The study, and Radiolab in turn, reported that evenly-labeled babies were significantly more likely to be thought female, and oddly-labeled babies male, independent of the baby’s actual sex. What the study did technically report, but what Radiolab did not, is that the effect size was miniscule.
Participants were asked to rate how likely they thought it that the baby pictured was male, with a score of 1 meaning that it was “not at all likely” to be male, and a score of 7 meaning that it was “extremely” likely that it was.
Study participants gave oddly-numbered babies a mean score of 3.79, with a standard deviation of 0.53. Evenly-numbered babies were given a mean score of 3.47, with a standard deviation of 0.59. Even considering the modest number of participants (36), this is a very small effect size.

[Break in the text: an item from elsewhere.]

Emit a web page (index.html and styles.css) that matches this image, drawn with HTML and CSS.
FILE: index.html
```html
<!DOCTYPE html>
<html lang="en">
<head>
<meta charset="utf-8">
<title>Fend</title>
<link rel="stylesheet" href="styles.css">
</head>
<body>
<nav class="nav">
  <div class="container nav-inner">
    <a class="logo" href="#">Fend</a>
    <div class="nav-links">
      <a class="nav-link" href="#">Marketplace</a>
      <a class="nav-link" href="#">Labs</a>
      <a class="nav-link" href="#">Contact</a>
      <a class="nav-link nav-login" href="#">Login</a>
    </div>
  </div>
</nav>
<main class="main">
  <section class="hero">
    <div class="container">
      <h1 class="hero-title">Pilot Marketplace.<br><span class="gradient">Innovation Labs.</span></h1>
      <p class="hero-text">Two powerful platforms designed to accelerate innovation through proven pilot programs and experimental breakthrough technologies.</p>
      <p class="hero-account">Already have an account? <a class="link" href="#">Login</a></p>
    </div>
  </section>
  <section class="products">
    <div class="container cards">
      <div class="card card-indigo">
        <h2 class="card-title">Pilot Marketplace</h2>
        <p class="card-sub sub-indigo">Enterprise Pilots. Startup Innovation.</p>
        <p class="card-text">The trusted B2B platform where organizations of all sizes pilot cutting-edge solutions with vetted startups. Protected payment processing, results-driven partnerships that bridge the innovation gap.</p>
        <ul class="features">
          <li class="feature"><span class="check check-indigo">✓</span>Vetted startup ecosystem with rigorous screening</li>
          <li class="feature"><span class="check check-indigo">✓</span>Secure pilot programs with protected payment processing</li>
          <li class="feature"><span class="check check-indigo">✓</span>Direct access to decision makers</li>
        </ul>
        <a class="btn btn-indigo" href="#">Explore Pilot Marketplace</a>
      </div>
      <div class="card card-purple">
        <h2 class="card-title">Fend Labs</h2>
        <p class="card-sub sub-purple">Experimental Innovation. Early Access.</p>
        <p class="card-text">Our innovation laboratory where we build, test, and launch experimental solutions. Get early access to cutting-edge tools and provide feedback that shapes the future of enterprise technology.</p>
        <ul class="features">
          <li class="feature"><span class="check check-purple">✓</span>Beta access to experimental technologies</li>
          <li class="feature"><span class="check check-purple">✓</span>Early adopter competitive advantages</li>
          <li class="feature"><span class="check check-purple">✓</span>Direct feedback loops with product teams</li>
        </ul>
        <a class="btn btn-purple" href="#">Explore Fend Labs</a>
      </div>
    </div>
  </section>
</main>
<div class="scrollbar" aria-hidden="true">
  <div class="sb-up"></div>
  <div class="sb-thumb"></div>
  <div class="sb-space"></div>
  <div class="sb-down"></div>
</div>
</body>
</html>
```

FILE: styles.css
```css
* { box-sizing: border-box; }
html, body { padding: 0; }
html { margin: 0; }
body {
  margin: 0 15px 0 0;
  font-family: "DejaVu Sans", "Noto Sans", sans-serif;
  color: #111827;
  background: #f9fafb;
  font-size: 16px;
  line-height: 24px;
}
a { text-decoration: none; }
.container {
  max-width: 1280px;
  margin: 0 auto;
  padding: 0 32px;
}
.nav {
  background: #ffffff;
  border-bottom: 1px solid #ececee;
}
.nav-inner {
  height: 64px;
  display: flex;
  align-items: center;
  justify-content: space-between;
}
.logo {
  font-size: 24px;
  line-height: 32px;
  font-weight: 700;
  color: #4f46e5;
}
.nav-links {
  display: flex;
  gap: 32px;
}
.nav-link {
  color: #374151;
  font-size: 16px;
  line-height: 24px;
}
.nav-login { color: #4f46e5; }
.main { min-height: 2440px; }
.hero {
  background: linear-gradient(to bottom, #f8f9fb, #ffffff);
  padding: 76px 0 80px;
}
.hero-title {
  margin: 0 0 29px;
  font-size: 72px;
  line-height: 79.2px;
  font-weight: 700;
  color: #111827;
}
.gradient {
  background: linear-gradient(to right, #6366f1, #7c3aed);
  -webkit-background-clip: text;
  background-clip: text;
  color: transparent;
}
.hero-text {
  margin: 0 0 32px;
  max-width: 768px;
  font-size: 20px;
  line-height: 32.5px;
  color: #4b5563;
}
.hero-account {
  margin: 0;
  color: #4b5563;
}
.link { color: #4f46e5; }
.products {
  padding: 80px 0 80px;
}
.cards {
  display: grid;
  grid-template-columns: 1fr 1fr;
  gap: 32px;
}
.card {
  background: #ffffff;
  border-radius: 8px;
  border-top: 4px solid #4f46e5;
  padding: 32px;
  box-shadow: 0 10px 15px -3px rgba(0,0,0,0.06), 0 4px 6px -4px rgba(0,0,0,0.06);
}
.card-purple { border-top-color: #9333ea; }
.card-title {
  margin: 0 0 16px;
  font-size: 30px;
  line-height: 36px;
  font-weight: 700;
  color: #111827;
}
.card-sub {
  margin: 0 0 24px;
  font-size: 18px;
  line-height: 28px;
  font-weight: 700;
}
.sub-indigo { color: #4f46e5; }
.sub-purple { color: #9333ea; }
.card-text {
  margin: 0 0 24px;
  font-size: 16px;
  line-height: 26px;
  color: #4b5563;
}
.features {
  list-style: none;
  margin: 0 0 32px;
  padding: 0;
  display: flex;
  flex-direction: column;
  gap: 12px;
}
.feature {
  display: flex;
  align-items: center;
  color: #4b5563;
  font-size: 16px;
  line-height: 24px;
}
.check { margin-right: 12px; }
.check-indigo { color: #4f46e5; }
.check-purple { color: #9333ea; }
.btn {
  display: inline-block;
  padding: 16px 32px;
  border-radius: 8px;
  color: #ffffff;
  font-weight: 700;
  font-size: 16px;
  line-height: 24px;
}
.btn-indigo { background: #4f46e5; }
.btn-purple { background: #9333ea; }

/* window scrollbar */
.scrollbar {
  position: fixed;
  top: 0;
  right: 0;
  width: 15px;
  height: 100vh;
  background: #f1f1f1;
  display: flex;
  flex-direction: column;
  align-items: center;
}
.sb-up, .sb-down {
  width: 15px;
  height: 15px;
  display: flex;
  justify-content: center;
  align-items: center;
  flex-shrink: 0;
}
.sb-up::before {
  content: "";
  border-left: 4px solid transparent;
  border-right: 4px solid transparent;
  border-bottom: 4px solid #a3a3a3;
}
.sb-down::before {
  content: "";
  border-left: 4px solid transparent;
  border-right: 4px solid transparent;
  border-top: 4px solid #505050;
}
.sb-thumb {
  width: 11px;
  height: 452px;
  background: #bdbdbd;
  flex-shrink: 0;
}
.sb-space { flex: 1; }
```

In fact, Abumrad and Krulwich (the hosts of Radiolab) interviewed Wilkie, and asked him about the size of his effect.
“Radiolab: By how much more likely? By a lot, or by a teenie bit? Wilkie: Uh, by a statistically significant amount. Not a landslide.”
“Not a landslide.” That is an understatement.
It is difficult to discuss statistical significance, because, while it is the gold standard of scientific research, few non-practitioners understand how manipulable data really is. Significance alone is not enough: you also need to know the tests run, the size of the sample (or the “n”, for ‘independent subject’), and the standard deviation. The standard deviation in the Wilkie study is larger than the effect size; that is, if you add the mean value and the standard deviation, you have no difference between the two groups. That is a sure sign that something is amiss, significant or not.
I like Radiolab a great deal. I even liked that podcast short. But it is a show that purports to be about science, and its creators should be thinking critically about the scientific research they present. A very casual scientific consumer should know that standard deviations should not completely swallow effect size, and that authorial claims of “significant” p-values do not excuse us from healthy scepticism.